Cadbury Malaysia recalls non-halal sweets
CK TAN, Nikkei staff writer
KUALA LUMPUR -- Cadbury Malaysia has recalled two chocolate treats that tested positive for traces of pork DNA.
Following a periodic inspection for non-halal ingredients in foodstuffs, the Ministry of Health announced Saturday that two out of three samples of Cadbury Malaysia products contained the pork traces.
The affected products -- Cadbury Dairy Milk Hazelnut and Cadbury Dairy Milk Roast Almond -- were readily available in the country's supermarkets and convenience stores.
Like most foodmakers in the country, Cadbury Malaysia has all of its products certified halal. This means they conform to Islam's dietary restrictions, one of which is a prohibition on pork. Muslims make up more than 60% of Malaysia's population.
Malaysia takes pride in its stringent halal certification system. Jakim, the government body in charge of the process, provides regular updates on its website about companies that have obtained halal status. Jakim's certification is widely recognized in Muslim communities around the world.

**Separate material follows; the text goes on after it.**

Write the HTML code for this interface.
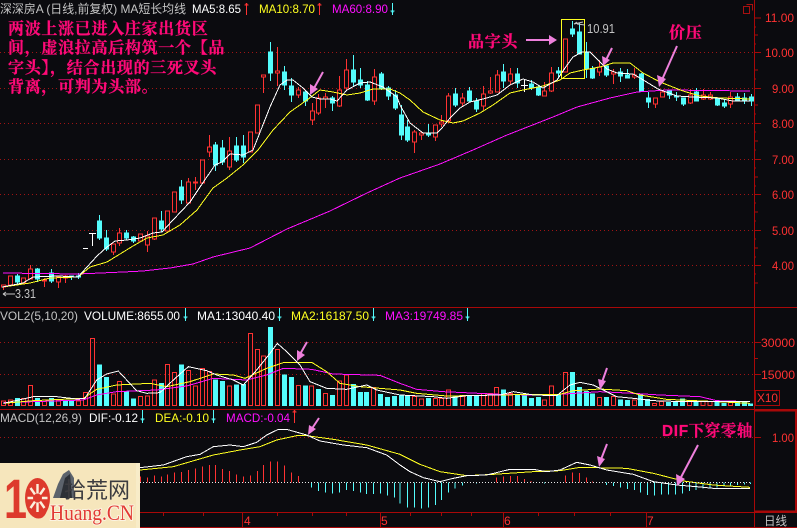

Following the announcement, consumers took to social media to express their outrage. Cadbury Malaysia, whose Facebook page has more than 9 million "Likes," has been bombarded by demands for an apology in the past couple of days. There have also been calls for a boycott.
The company said it understands consumers' disappointment and is undertaking a full review of its supply chain to ensure halal standards are met. The government said it will conduct thorough checks on all Cadbury Malaysia products to ensure they are safe for Muslims to eat.
Halal compliance issues have caused a stir elsewhere in Southeast Asia, too. Years ago, there was a public outcry when Ajinomoto Indonesia was found to be using pork enzymes in its seasonings.
The Cadbury brand is owned by Nasdaq-listed Mondelez International, one of the world's largest snack companies.